A square and level array begins with a good layout on the roof. Taking the time to do this in the beginning will make the entire process go more smoothly.
Sketch the basic layout on the roof with either a nonpermanent marker (for metal roofs) or chalk (for rough surfaces), starting with the array outline from your design. In addition to the array outline, mark where the rails will be located. To avoid confusing your lines, use one color for the array outline and another for rail lines. With the system lined out, then install your roof attachments, which may be L-brackets or standoff posts—just be certain to use flashing to meet building codes and prevent leaks.
First, determine that the array lies in a single plane. This process is easiest when you work with at least one other person—and with a rack system that has quick and easy leveling features. Otherwise, this step can be a huge time sink.
Install your rails onto the previously installed roof attachments. Leave the rail hardware loose to allow the rails to rest low on their mounts.
The rails are fairly rigid and tend to lay straight, but from rail to rail there is no connectivity. To line up the installed rails, place an extra rail or other straight-edge perpendicular to the installed rails. Another option is to use a string line or laser level—although the laser level may be difficult to see in the sunlight.
Tighten the bolts on the top and bottom rails; then use the straight-edge to level the rails in between. If the middle of the roof sags, the rails in between will be adjusted higher. If the middle of the roof is raised, then the top and bottom rows will need to be raised.
Watch for “potato chipping,” which is caused by the top rail not sitting in the same plane as the bottom rail. This is easily observed, so get your eye down to the plane of the rail tops to look for any variations. Check that the top and bottom rails are in the same plane before working on the rails in between. Site from both ends of the array. It is often helpful to also inspect the rails from ground level, where they’ll be seen the most.
It is tempting to use a bubble level to check that the rails are plumb. But roofs aren’t necessarily level. If you want the array to look good, it’s more important that it match the roof lines.
Next, square the rails as preparation for installing and squaring the modules. To verify that a rectangle is square, measure diagonally—from the top corner of each side to the opposite bottom corner. The two lengths of the “X” should be equal. (Note: On most installations, the rails do not need to be perfectly square. It is more important that they look square when comparing them to the roof and building.)

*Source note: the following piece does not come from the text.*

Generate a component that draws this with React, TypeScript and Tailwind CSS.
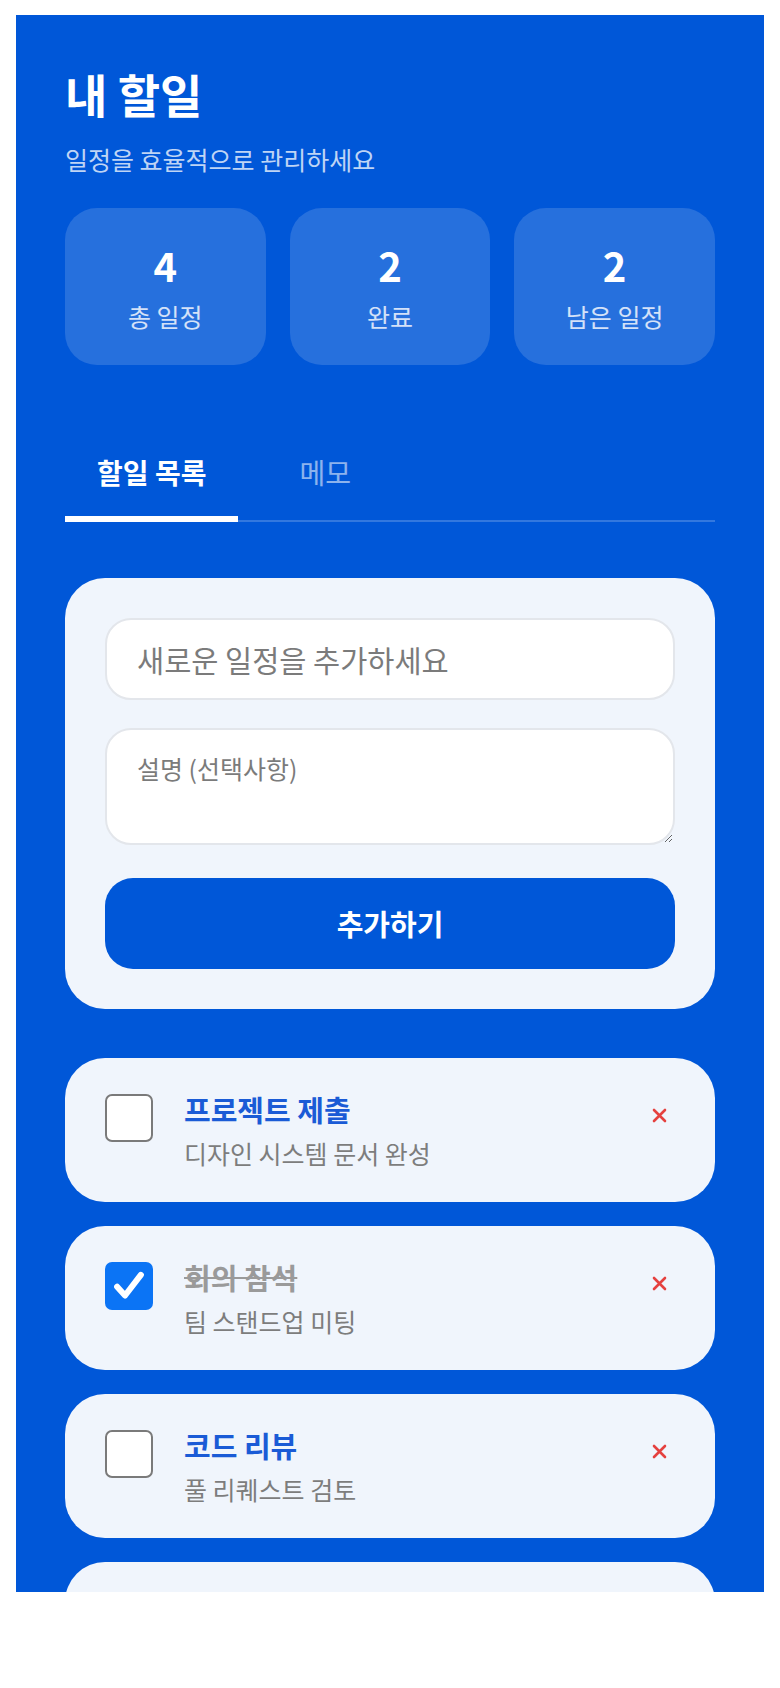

When you are done squaring and leveling the rails, tighten every fastener to its torque specification before access is limited by the modules.
Roofs are rarely square, so as you install the modules, make them square to the lines of the structure that will be most visible from the ground. As a result, modules may not be perfectly lined up to the rails, which is usually fine. It’s difficult to spot minor discrepancies in rail alignment relative to module alignment, but if the modules are not aligned to the prominent edges of the structure, it will be very visible.
A common practice is to start with the bottom row of modules, since the bottom roof edge is often the most critical visually. A string line can help with lining up the bottom row and will help you catch “module creep” early. Make sure any string lines used are taut, so they won’t blow in the wind or sag.
Generally, PV modules have very square edges, which make line-of-sight an excellent way to confirm alignment as the installation progresses. However, don’t assume that all PV modules are perfectly square—the module frame itself can get slightly out of square during shipping and handling.
Once the first row of modules is in place, the other rows usually install quickly as they are spaced uniformly adjacent to the first row. Occasionally, one side of the array may be more visible from the ground or even from a second-story window—so you may want to do visual inspections from various vantage points as you attach the PV modules to the rails. Continue using your tape measure, string line, and a discerning pair of eyes to make certain the array looks good from every angle.
Finally, verify that all of the module clip bolts are tightened to their recommended specifications.